Pianist and composer, born in 1960 in Jerusalem, lives and teaches in Freiburg, Germany. Mishory began to play piano when he was nine, but only at the age of twenty-one, after leaving the instrument for three years, he decided to dedicate himself exclusively to music. After graduating from the Rubin Academy in Jerusalem (with Michael Boguslavsky) he moved to Germany in 1984. In the same year he won the first prize with special distinction at the first Paul Ben-Haim Competition for performance of New Israeli Music. On the recommendation of Alfred Brendel he received scholarships from the Hanns-Seidel-Stiftung, the City of Munich and the Austrian government. These enabled him to complete his studies in Munich with Gerhard Oppitz and in Salzburg at the “Mozarteum” with Hans Leygraf. He also studied musicology at the Ludwig-Maximilians-University in Munich.

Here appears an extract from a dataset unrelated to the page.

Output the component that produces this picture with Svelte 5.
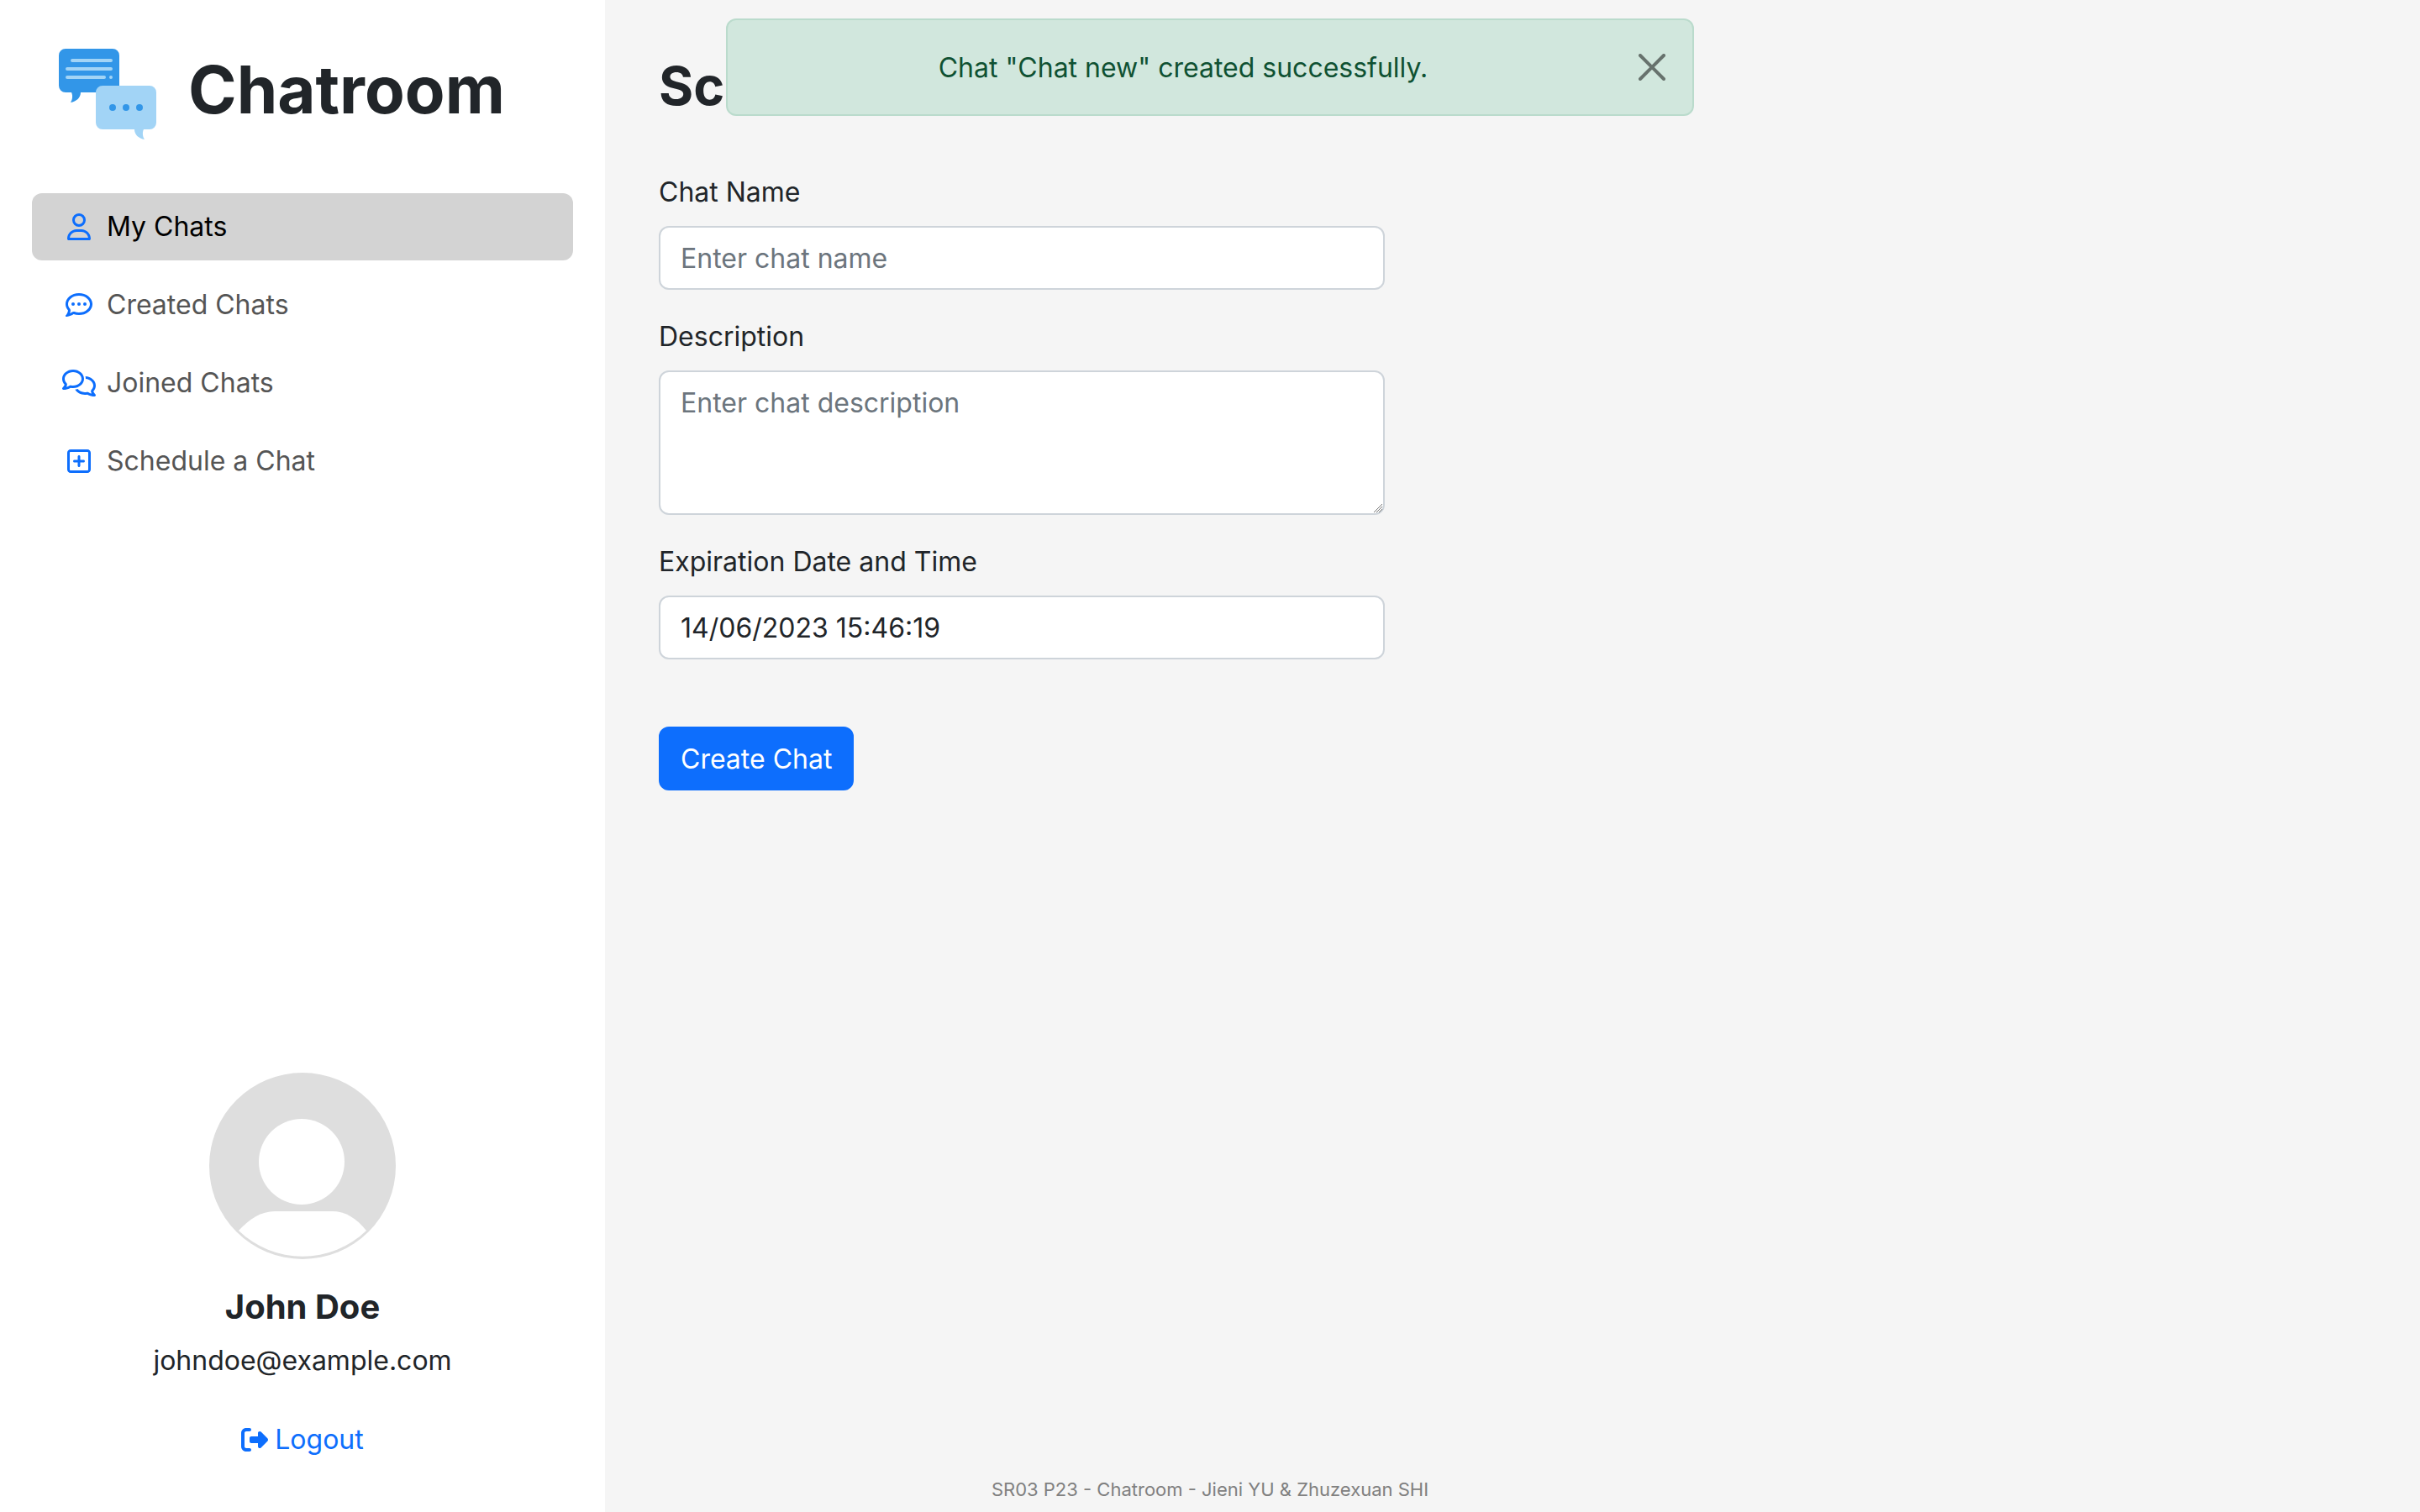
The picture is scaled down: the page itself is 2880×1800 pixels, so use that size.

In 1998 he was appointed professor at the Hochschule für Musik in Dortmund. Since 2000 he serves as senior professor for piano at the renowned University of Music in Freiburg.
Gilead Mishory is the first pianist to have recorded the complete piano works and chamber music with piano by Leoš Janáček. The following CDs with works by Haydn, Brahms, Schubert, Bartók, his own compositions and numerous radio recordings have been enthusiastically reviewed in the press: The Frankfurter Allgemeine Zeitung called him a “magician of sound”; The Neue Zeitschrift für Musik spoke of a “technically perfect poet of the piano” ; the Neue Presse described him as a “pianist with a sense of sound, charm and esprit”; The Westdeutsche Zeitung found in his playing “magic we only know from the old masters”. The press reacted with the same enthusiasm also on Mishory’s recording of the complete “Préludes” by Debussy, published 2014. Klassikinfo Spoke of a “reference-recording”.
Mishory never studied composition as a major subject in any institution. His composition teachers were mainly Haydn, Bartók, Janácek, Wagner and Kopytman.
The cycle “Lider-Togbuch”, after Yiddish poems by Sutzkever, commissioned by the City of Munich, was Mishory's breakthrough as a composer in 1998. Many of his compositions have strong connection to literature and poetry, on the borderline between Jewish/Israeli and German/European cultures: “Hebräische Balladen”, a song-cycle after Else Lasker-Schüler, commissioned by the Culture-Foundation North-Rhine-Westfalia, was premiered in Wuppertal at the end of 2002, as well his “Debka Fallastin” in Paris. In 2005 his piano-cycle “Fugitive Pieces”, after the novel by Anne Michaels, was the center of a special concert of the Südwestrundfunk in Baden-Baden, commemorating the 60th anniversary of the end of World War II. In spring 2006 he completed his string quartet, “Psalm”, inspired by the poet Paul Celan. “Di vayte haymat mayne”, a song-cycle for tenor and orchestra, after poems by Marc Chagall, was premiered in Munich in July 2007. The “Süddeutsche Zeitung” spoke of “grandiose impression”. In 2010 he completed his first opera, “Isaac’s Youth”, connecting theological themes in the biblical story with the Israeli-Palestinian conflict. Many children all over the world play pieces from his Children’s books “My Grandpa and I” and “My Grandma and I”, in which he combines compositional wit and pianistic fun with pedagogical goals.
A first CD with Mishory’s works came out by “NEOS” in 2011 (“Psalm” for cello and piano, “Psalm” quartet after Celan and “Fugitive Pieces” for piano solo). His youngest CD, “To Aeneas”, with his own cycle for piano under the same title, as well as Sonatas by Clementi and Tartini, came out 2017 and has been rewarded with highest compliments of the critics. „To Aeneas” was published in 2018 by “Peer-Music-Classical” (New-York/Hamburg). His piano piece “To the Distant Sister” was printed and first performed within the Project “250 for Beethoven” by the Pianist Susanne Kessel. In 2019 his “Earthly Dances” for woodwind-quintet and percussion was first performed by Ensemble Aventure, which commissioned it.